Beautiful and Terrible Things: Faith, Doubt, and Discovering a Way Back to Each Other - Amy Butler. Like Stephanie Duncan Smith – Amy writes beautifully and honestly about her faith. This young, single, and divorced Baptist mother of three come to find herself leading from one of the most prominent pulpits in America. She grapples honestly with her doubt not only in her faith but also in the church. She does it in a way that draws you towards instead of pushing readers away.
The Night Lake: A Young Priest Maps the Topography of Grief - Liz Tichner. This is a hard and beautiful read. Liz, loses an infant son and this book is her map through her grief. It is honest and raw and has the occasional well placed swear word (which I love from a priest). It isn’t a map to the other side, it is just a steady companion through the hard parts full of hope and not alone-ness.
A Bit Much - Lyndsay Rush. Ok poetry probably does not fall under the nonfiction umbrella but I didn’t know where else to put this one. Her instagram handle is @maryoliversdrunkcousin which is I think all you need to know.
Be Ready When the Luck Happens - Ina Garten. Ina’s memoir (not a cookbook). I could hear her voice the whole time I read and smell her cooking. Clearly Ina has lived a privileged life, but she has also hustled, took risks and done the internal work.
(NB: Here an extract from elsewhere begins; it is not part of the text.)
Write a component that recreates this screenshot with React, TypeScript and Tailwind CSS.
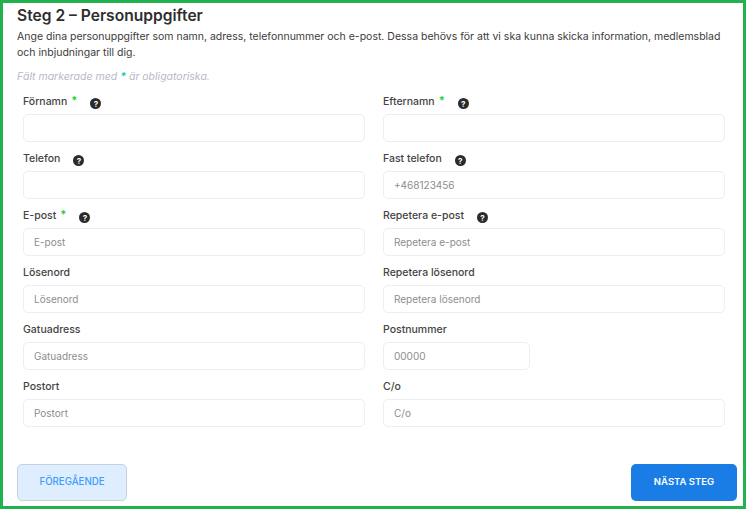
const fields = [
  { label: "Förnamn", required: true, help: true, placeholder: "" },
  { label: "Efternamn", required: true, help: true, placeholder: "" },
  { label: "Telefon", help: true, placeholder: "" },
  { label: "Fast telefon", help: true, placeholder: "+468123456" },
  { label: "E-post", required: true, help: true, placeholder: "E-post" },
  { label: "Repetera e-post", help: true, placeholder: "Repetera e-post" },
  { label: "Lösenord", placeholder: "Lösenord" },
  { label: "Repetera lösenord", placeholder: "Repetera lösenord" },
  { label: "Gatuadress", placeholder: "Gatuadress" },
  { label: "Postnummer", placeholder: "00000", short: true },
  { label: "Postort", placeholder: "Postort" },
  { label: "C/o", placeholder: "C/o" },
];

function HelpIcon() {
  return (
    <span className="ml-[13px] mt-[5px] flex h-[11px] w-[11px] items-center justify-center rounded-full bg-[#2b2b2b] text-[8px] font-bold leading-none text-white">
      ?
    </span>
  );
}

type FieldProps = {
  label: string;
  required?: boolean;
  help?: boolean;
  placeholder: string;
  short?: boolean;
};

function Field({ label, required, help, placeholder, short }: FieldProps) {
  return (
    <div className="flex h-[57px] flex-col">
      <div className="flex h-[21px] items-start">
        <label className="text-[10.5px] font-medium leading-[18px] text-[#444444]">{label}</label>
        {required && <span className="ml-[4px] text-[11px] font-bold leading-[14px] text-[#22d03c]">*</span>}
        {help && <HelpIcon />}
      </div>
      <input
        placeholder={placeholder}
        className={`h-[28px] rounded-[5px] border border-[#eceef4] bg-white px-[10px] text-[10px] outline-none placeholder:text-[#8d8d8d] ${
          short ? "w-[147px]" : "w-full"
        }`}
      />
    </div>
  );
}

export default function App() {
  return (
    <div className="flex h-[509px] w-[746px] flex-col border-[3px] border-[#22b14c] bg-white pl-[14px] pr-[6px] font-['Inter',sans-serif]">
      <h2 className="mt-[3px] text-[15.6px] font-semibold leading-[20px] text-[#2e2e2e]">Steg 2 – Personuppgifter</h2>
      <p className="mt-[3px] w-full text-[10.5px] leading-[16px] text-[#3c3c3c]">
        Ange dina personuppgifter som namn, adress, telefonnummer och e-post. Dessa behövs för att vi ska kunna skicka
        information, medlemsblad och inbjudningar till dig.
      </p>
      <p className="mt-[8px] text-[10.5px] italic leading-[16px] text-[#b9b9c6]">
        Fält markerade med <span className="font-bold text-[#19c9b4]">*</span> är obligatoriska.
      </p>
      <div className="mt-[8px] grid w-[708px] grid-cols-2 gap-x-[18px] pl-[6px]">
        {fields.map((f) => (
          <Field key={f.label} {...f} />
        ))}
      </div>
      <div className="mt-[29px] flex justify-between">
        <button className="h-[37px] w-[110px] rounded-[5px] border border-[#c5d0e0] bg-[#deeeff] text-[9.7px] font-medium text-[#3f9bff]">
          FÖREGÅENDE
        </button>
        <button className="h-[37px] w-[106px] rounded-[5px] bg-[#1a7de6] text-[9.5px] font-semibold text-white">
          NÄSTA STEG
        </button>
      </div>
    </div>
  );
}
I wanted to cook and travel the entire time I read this book.
Notable Mentions
Unreasonable Hospitality- Will Guidara
The Age if Magical Overthinking - Amanda Montell
Field Notes for the Wilderness - Sarah Bessey
Grief is For People - Sloane Crosley
Mother Nature:- Jedidiah Jenkins
It Wasn’t Roaring it was Weeping - Lisa Jo baker
How to Walk Into a Room - Emily P Freeman
Modern Day Job - Alanna Matcek
Circle of Hope- Eliza Griswold
Taste: My Life through Food: Stanley Tucci
A few extras:
And just in case you were wondering …
What I enjoyed watching this year: Shrinking (Apple), DinnerTime Live with David Chang (Netflix), Nobody Wants This (Netflix), Only Murders in the Building (Hulu), The Diplomat (Netflix) and who I'm listening to: Maggie Rogers, Avett Brothers, Noah Kahan, Kacey Musgraves, Zach Bryan, The National Parks, Gracie Abrams, Taylor Leonhardt (and the other Taylor).